Ebû Ömer b. Dâvud
Uzun zamandır ülkemizde
konuşulan konuları, sosyal medyada yapılan paylaşımları ve üretilen sözüm ona
bilgiyi izliyorum.
Durum çok vahim…
Kendi ellerimizle kendimizi
dibe çekiyoruz. Bir anlamda gemiyi batırıyoruz.
Kavgada yumruk sayılmaz.
Belki doğru… Ama neden kavga ettiğimizi sorgulamamız gerekmez mi?
Kişi bir yerde bir fotoğraf
görüyor. Onun üzerinden döşüyor eleştirileri. Gelsin münafık yaftaları gitsin
tekfirler…
Geçenlerde ismi lazım değil, biri
bir hocayı güya “Allah rızası için” eleştiriyor. Yakından biliyorum.

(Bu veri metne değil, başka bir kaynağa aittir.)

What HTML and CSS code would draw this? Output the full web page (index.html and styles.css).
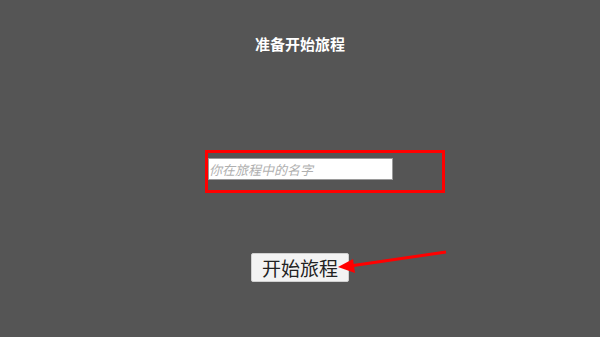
FILE: index.html
```html
<!DOCTYPE html>
<html lang="zh">
  <head>
    <meta charset="UTF-8" />
    <meta name="viewport" content="width=device-width, initial-scale=1.0" />
    <title>准备开始旅程</title>
    <link rel="stylesheet" href="styles.css">
  </head>
  <body>
    <div class="page">
      <div class="title">准备开始旅程</div>

      <div class="name-box">
        <input class="name-input" type="text" placeholder="你在旅程中的名字" />
      </div>

      <button class="start-button">开始旅程</button>

      <!-- 标注箭头 -->
      <svg class="arrow" width="600" height="337" viewBox="0 0 600 337">
        <line x1="446" y1="252" x2="350" y2="266" stroke="#ff0000" stroke-width="3" />
        <polygon points="338,267 353,259 355,273" fill="#ff0000" />
      </svg>
    </div>
  </body>
</html>
```

FILE: styles.css
```css
body {
  margin: 0;
  background-color: #555555;
  font-family: "Noto Sans CJK SC", "Noto Sans", sans-serif;
  overflow: hidden;
}

.page {
  position: relative;
  width: 600px;
  height: 337px;
  display: flex;
  flex-direction: column;
}

.title {
  padding-top: 36px;
  height: 16px;
  line-height: 16px;
  text-align: center;
  color: #ffffff;
  font-size: 15px;
  font-weight: bold;
}

.name-box {
  box-sizing: border-box;
  width: 240px;
  height: 43px;
  margin-top: 98px;
  margin-left: 205px;
  border: 3px solid #ff0000;
  padding-top: 5px;
}

.name-input {
  display: block;
  box-sizing: border-box;
  width: 185px;
  height: 22px;
  margin: 0;
  padding: 0;
  border: 1px solid #9a9a9a;
  background: #ffffff;
  font-family: "Noto Sans CJK SC", sans-serif;
  font-size: 13px;
  font-style: italic;
  outline: none;
}

.name-input::placeholder {
  color: #b0b0b0;
}

.start-button {
  align-self: center;
  box-sizing: border-box;
  width: 98px;
  height: 29px;
  margin-top: 60px;
  padding: 0;
  border: 1px solid #d0d0d0;
  border-radius: 2px;
  background: #f3f3f3;
  color: #222222;
  font-family: "Noto Sans CJK SC", sans-serif;
  font-size: 19px;
  line-height: 27px;
}

.arrow {
  position: absolute;
  top: 0;
  left: 0;
  pointer-events: none;
}
```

Konuşmasında yalan, suizan, iftira, cehalet ve dahası var. Bilmediği bir konuda
kendisine inananları dibe çekecek bir yol tutturmuş gidiyor. Biri yalan yanlış eline
bir şeyler tutuşturuyor. O da okumaya çalışıyor, ama ne okuduğunun, ne
söylediğinin farkında değil. Şimdi ismini de yazardım, ama seviye o kadar düşük
ki tarafı olmaktan insan ürküyor. Allah ıslah etsin, akıl fikir ve haddini
bilmeyi nasip etsin.
Biri internette dolaşan bir
fotoğraf buluyor. Olmadık değerlendirmeler yaparak ya da yapılmasına vesile
olarak tanımadığı insanlar hakkında bir yargı oluşturuyor. Peki, fotoğrafın
nerede ve hangi vesileyle çekildiğini biliyor musun? Yok… En azından yaptığı
yorumlardan anlaşılıyor bu…
Bir kişinin birisiyle
fotoğrafının olması ne ifade eder? Bunu düşünmek gerekmez mi? Ölçülü olmak ve
ölçüyü kaçırmamak, hakkaniyeti gözetmek, adil olmak gibi değerlere ne oldu? İddia
ve ithamların binde biri dahi doğru olmasa Allah katında yazan ve söyleyeni
sorumlu kılmaz mı? Yazarken, konuşurken dünyada olmasa bile ahirette hesap verebileceğimizi
düşünerek ölçülü olmamız gerekmez mi?
Bu soruları sormak da mı
önemsenmiyor artık?
Nerede kaldı
hassasiyetlerimiz ve değerlerimiz?
Gidişat iyi değil.
Gelinen nokta insanları birbirlerine
düşman edecek bu belli… Dahası bizim değerlerimizi yıpratacak, değerlerimize
olan bağlılığımız tartışılacak. Ahlaki değerli savunması gerekenler ya da
savunuyor görünenler ahlaksızlık yapınca başka ne bekleyebilirsiniz?